**MATERIAL PROVIDED**:

....

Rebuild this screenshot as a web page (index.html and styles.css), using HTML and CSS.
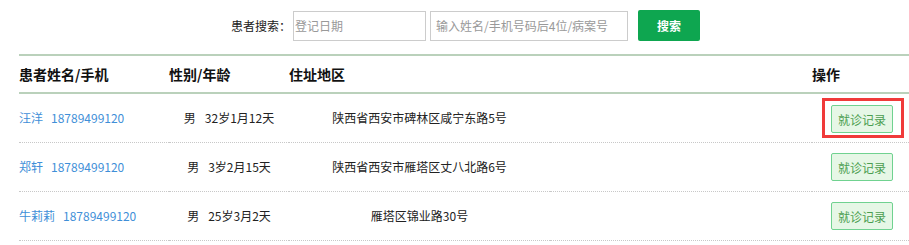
FILE: index.html
```html
<!DOCTYPE html>
<html lang="zh-CN">
<head>
    <meta charset="UTF-8">
    <meta name="viewport" content="width=device-width, initial-scale=1.0">
    <title>患者列表</title>
    <link rel="stylesheet" href="styles.css">
</head>
<body>
    <div class="search-bar">
        <label class="search-label" for="regDate">患者搜索：</label>
        <input type="text" id="regDate" class="date-input" placeholder="登记日期">
        <input type="text" id="keyword" class="keyword-input" placeholder="输入姓名/手机号码后4位/病案号">
        <button class="search-btn">搜索</button>
    </div>

    <div class="table-wrap">
        <table class="patient-table">
            <colgroup>
                <col class="col-name">
                <col class="col-gender">
                <col class="col-addr">
                <col class="col-blank">
                <col class="col-op">
            </colgroup>
            <thead>
                <tr>
                    <th>患者姓名/手机</th>
                    <th>性别/年龄</th>
                    <th>住址地区</th>
                    <th></th>
                    <th>操作</th>
                </tr>
            </thead>
            <tbody>
                <tr>
                    <td class="name"><span class="pname">汪洋</span>18789499120</td>
                    <td class="center"><span class="sex">男</span>32岁1月12天</td>
                    <td class="center">陕西省西安市碑林区咸宁东路5号</td>
                    <td></td>
                    <td class="op"><span class="highlight"><button class="record-btn">就诊记录</button></span></td>
                </tr>
                <tr>
                    <td class="name"><span class="pname">郑轩</span>18789499120</td>
                    <td class="center"><span class="sex">男</span>3岁2月15天</td>
                    <td class="center">陕西省西安市雁塔区丈八北路6号</td>
                    <td></td>
                    <td class="op"><button class="record-btn">就诊记录</button></td>
                </tr>
                <tr>
                    <td class="name"><span class="pname">牛莉莉</span>18789499120</td>
                    <td class="center"><span class="sex">男</span>25岁3月2天</td>
                    <td class="center">雁塔区锦业路30号</td>
                    <td></td>
                    <td class="op"><button class="record-btn">就诊记录</button></td>
                </tr>
            </tbody>
        </table>
    </div>
</body>
</html>
```

FILE: styles.css
```css
body {
    margin: 0;
    font-family: "Microsoft YaHei", "Noto Sans CJK SC", sans-serif;
    font-size: 12px;
    color: #222;
    background: #fff;
    overflow: hidden;
}

.search-bar {
    display: flex;
    align-items: center;
    padding: 10px 0 0 231px;
    height: 31px;
}

.search-label {
    line-height: 20px;
    margin-right: 2px;
}

.search-bar input {
    box-sizing: border-box;
    height: 30px;
    border: 1px solid #ccc;
    font-family: inherit;
    font-size: 12px;
    color: #333;
    outline: none;
}

.search-bar input::placeholder {
    color: #999;
}

.date-input {
    width: 133px;
    padding: 0 1px;
}

.keyword-input {
    width: 198px;
    margin-left: 4px;
    padding: 0 5px;
}

.search-btn {
    width: 62px;
    height: 31px;
    margin-left: 10px;
    border: none;
    border-radius: 2px;
    background-color: #0ea650;
    color: #fff;
    font-family: inherit;
    font-size: 12px;
    font-weight: bold;
    cursor: pointer;
}

.table-wrap {
    padding: 13px 0 0 19px;
}

.patient-table {
    width: 890px;
    border-collapse: collapse;
    table-layout: fixed;
}

.col-name { width: 150px; }
.col-gender { width: 120px; }
.col-addr { width: 261px; }
.col-blank { width: 262px; }
.col-op { width: 97px; }

.patient-table th {
    height: 36px;
    padding: 0;
    text-align: left;
    font-size: 14px;
    font-weight: bold;
    color: #111;
    border-top: 2px solid #bad1bb;
    border-bottom: 2px solid #bad1bb;
}

.patient-table td {
    height: 48px;
    padding: 0;
    line-height: 20px;
    border-bottom: 1px dotted #c8c8c8;
    white-space: nowrap;
}

.patient-table td.name {
    color: #3f8fd8;
}

.pname {
    margin-right: 8px;
}

.sex {
    margin-right: 9px;
}

.patient-table td.center {
    text-align: center;
}

.patient-table td.op {
    padding-left: 19px;
}

.highlight {
    display: inline-block;
    margin-left: -9px;
    padding: 4px 8px 2px 6px;
    border: 3px solid #f03a3a;
    line-height: 0;
}

.record-btn {
    box-sizing: border-box;
    width: 62px;
    height: 28px;
    padding: 0;
    border: 1px solid #70d290;
    border-radius: 2px;
    background-color: #e6f7e6;
    color: #4b9e4f;
    font-family: inherit;
    font-size: 12px;
    cursor: pointer;
    vertical-align: middle;
}
```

....

**EXERCISE BRIEF**:
Using the listing above, list every line in which the string "index" occurs.

**RESPONSE BELOW**:
Rebuild this screenshot as a web page (index.html and styles.css), using HTML and CSS.
FILE: index.html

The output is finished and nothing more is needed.